INSTRUCTION
Return all of the data exactly, with nothing left out but the pictures.

DATA SHOWN
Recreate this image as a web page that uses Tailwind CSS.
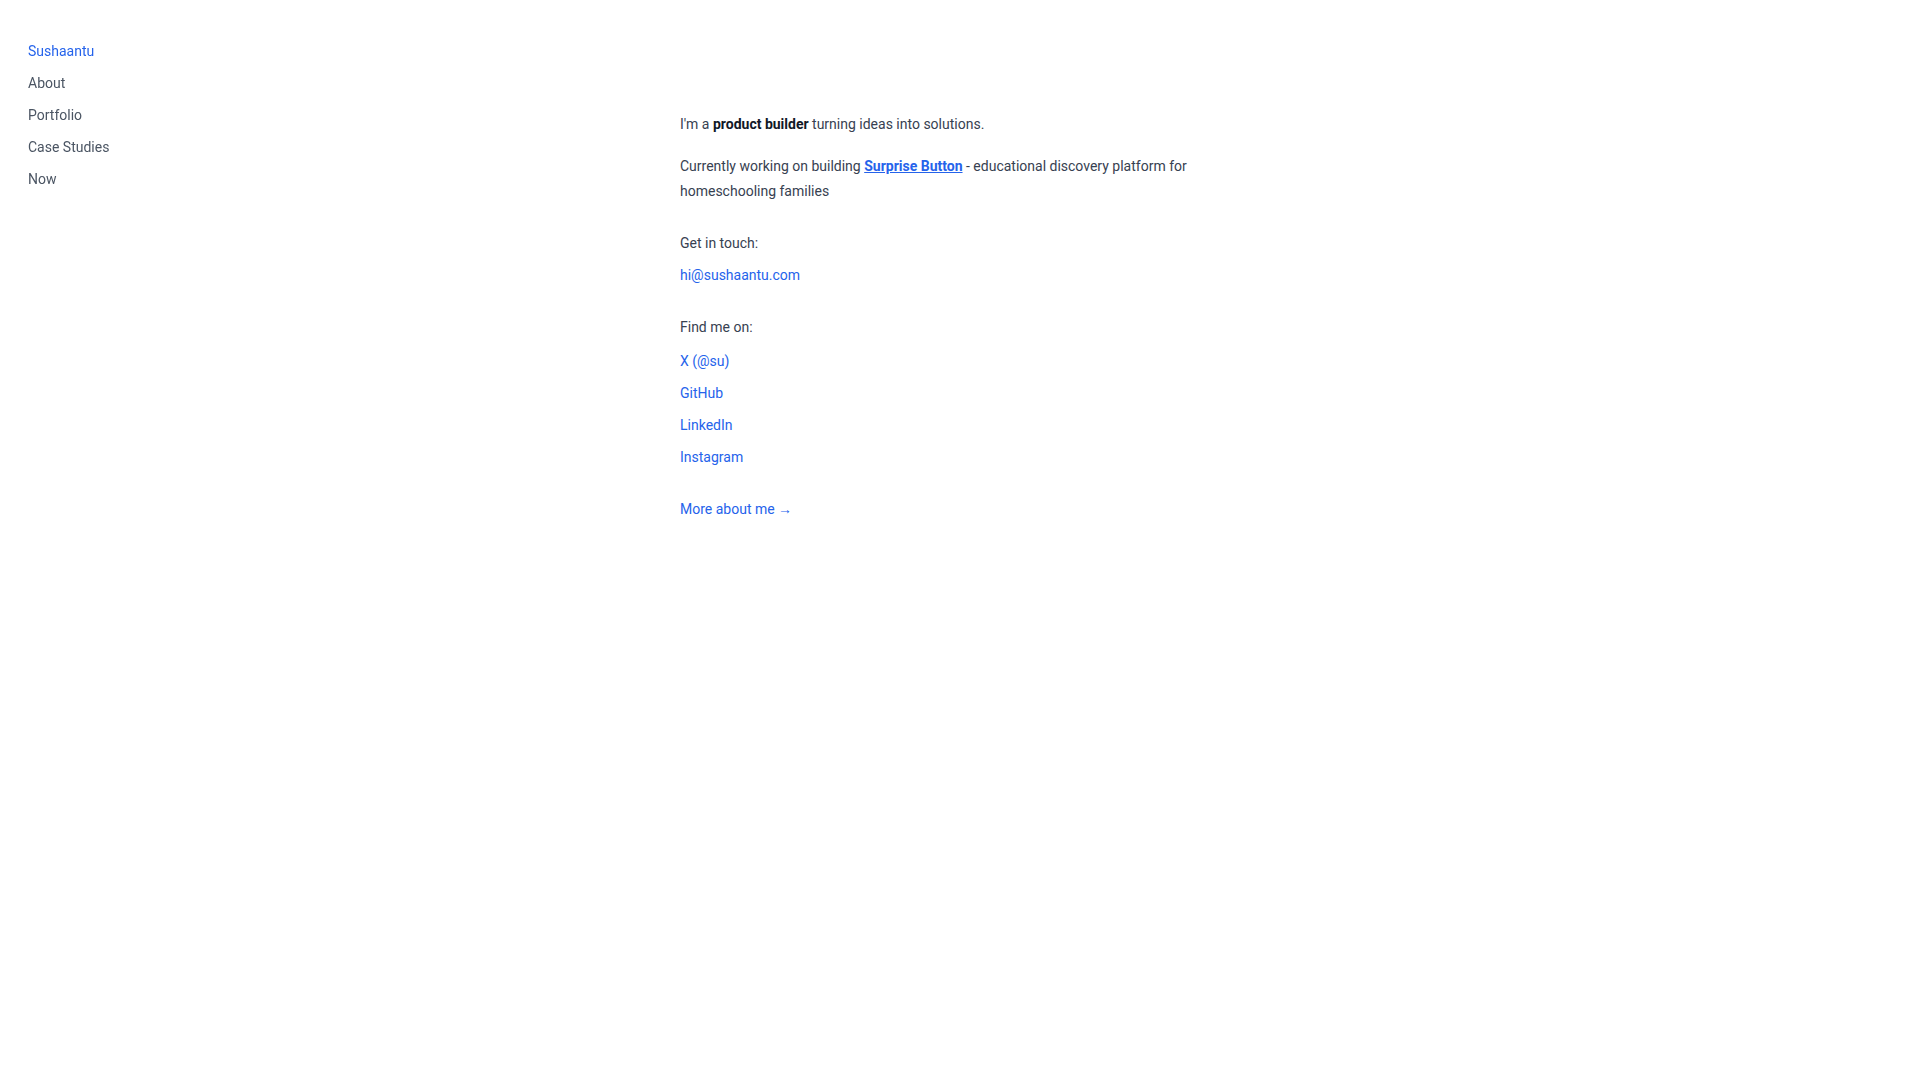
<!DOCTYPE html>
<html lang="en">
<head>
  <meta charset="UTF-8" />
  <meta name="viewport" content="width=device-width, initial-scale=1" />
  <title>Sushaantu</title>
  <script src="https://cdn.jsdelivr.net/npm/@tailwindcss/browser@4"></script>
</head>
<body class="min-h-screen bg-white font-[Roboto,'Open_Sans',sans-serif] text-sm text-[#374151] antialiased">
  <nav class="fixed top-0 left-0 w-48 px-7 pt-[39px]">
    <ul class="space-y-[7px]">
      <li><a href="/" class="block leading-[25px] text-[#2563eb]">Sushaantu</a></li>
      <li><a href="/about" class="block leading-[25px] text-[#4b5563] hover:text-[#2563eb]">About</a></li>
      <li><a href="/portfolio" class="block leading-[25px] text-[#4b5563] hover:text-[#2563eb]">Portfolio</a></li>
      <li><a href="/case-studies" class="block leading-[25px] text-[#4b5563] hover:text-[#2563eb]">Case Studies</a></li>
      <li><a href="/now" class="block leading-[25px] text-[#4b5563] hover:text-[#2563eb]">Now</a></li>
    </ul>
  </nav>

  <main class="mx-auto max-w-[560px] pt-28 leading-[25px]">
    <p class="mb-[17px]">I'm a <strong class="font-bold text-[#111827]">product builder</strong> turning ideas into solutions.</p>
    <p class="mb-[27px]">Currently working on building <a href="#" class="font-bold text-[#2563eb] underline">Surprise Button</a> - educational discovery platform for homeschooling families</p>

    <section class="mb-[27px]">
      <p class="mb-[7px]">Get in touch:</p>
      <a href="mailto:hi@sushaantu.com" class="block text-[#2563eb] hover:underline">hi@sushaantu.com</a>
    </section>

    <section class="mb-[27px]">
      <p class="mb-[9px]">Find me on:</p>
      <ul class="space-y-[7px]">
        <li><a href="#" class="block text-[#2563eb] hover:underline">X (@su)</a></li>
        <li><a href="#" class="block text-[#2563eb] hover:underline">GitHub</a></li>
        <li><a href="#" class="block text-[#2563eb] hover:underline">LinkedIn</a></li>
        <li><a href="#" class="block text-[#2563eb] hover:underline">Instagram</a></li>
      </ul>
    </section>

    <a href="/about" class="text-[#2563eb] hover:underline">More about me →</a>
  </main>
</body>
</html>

EXPECTED ANSWER
Recreate this image as a web page that uses Tailwind CSS.
<!DOCTYPE html>
<html lang="en">
<head>
  <meta charset="UTF-8" />
  <meta name="viewport" content="width=device-width, initial-scale=1" />
  <title>Sushaantu</title>
  <script src="https://cdn.jsdelivr.net/npm/@tailwindcss/browser@4"></script>
</head>
<body class="min-h-screen bg-white font-[Roboto,'Open_Sans',sans-serif] text-sm text-[#374151] antialiased">
  <nav class="fixed top-0 left-0 w-48 px-7 pt-[39px]">
    <ul class="space-y-[7px]">
      <li><a href="/" class="block leading-[25px] text-[#2563eb]">Sushaantu</a></li>
      <li><a href="/about" class="block leading-[25px] text-[#4b5563] hover:text-[#2563eb]">About</a></li>
      <li><a href="/portfolio" class="block leading-[25px] text-[#4b5563] hover:text-[#2563eb]">Portfolio</a></li>
      <li><a href="/case-studies" class="block leading-[25px] text-[#4b5563] hover:text-[#2563eb]">Case Studies</a></li>
      <li><a href="/now" class="block leading-[25px] text-[#4b5563] hover:text-[#2563eb]">Now</a></li>
    </ul>
  </nav>

  <main class="mx-auto max-w-[560px] pt-28 leading-[25px]">
    <p class="mb-[17px]">I'm a <strong class="font-bold text-[#111827]">product builder</strong> turning ideas into solutions.</p>
    <p class="mb-[27px]">Currently working on building <a href="#" class="font-bold text-[#2563eb] underline">Surprise Button</a> - educational discovery platform for homeschooling families</p>

    <section class="mb-[27px]">
      <p class="mb-[7px]">Get in touch:</p>
      <a href="mailto:hi@sushaantu.com" class="block text-[#2563eb] hover:underline">hi@sushaantu.com</a>
    </section>

    <section class="mb-[27px]">
      <p class="mb-[9px]">Find me on:</p>
      <ul class="space-y-[7px]">
        <li><a href="#" class="block text-[#2563eb] hover:underline">X (@su)</a></li>
        <li><a href="#" class="block text-[#2563eb] hover:underline">GitHub</a></li>
        <li><a href="#" class="block text-[#2563eb] hover:underline">LinkedIn</a></li>
        <li><a href="#" class="block text-[#2563eb] hover:underline">Instagram</a></li>
      </ul>
    </section>

    <a href="/about" class="text-[#2563eb] hover:underline">More about me →</a>
  </main>
</body>
</html>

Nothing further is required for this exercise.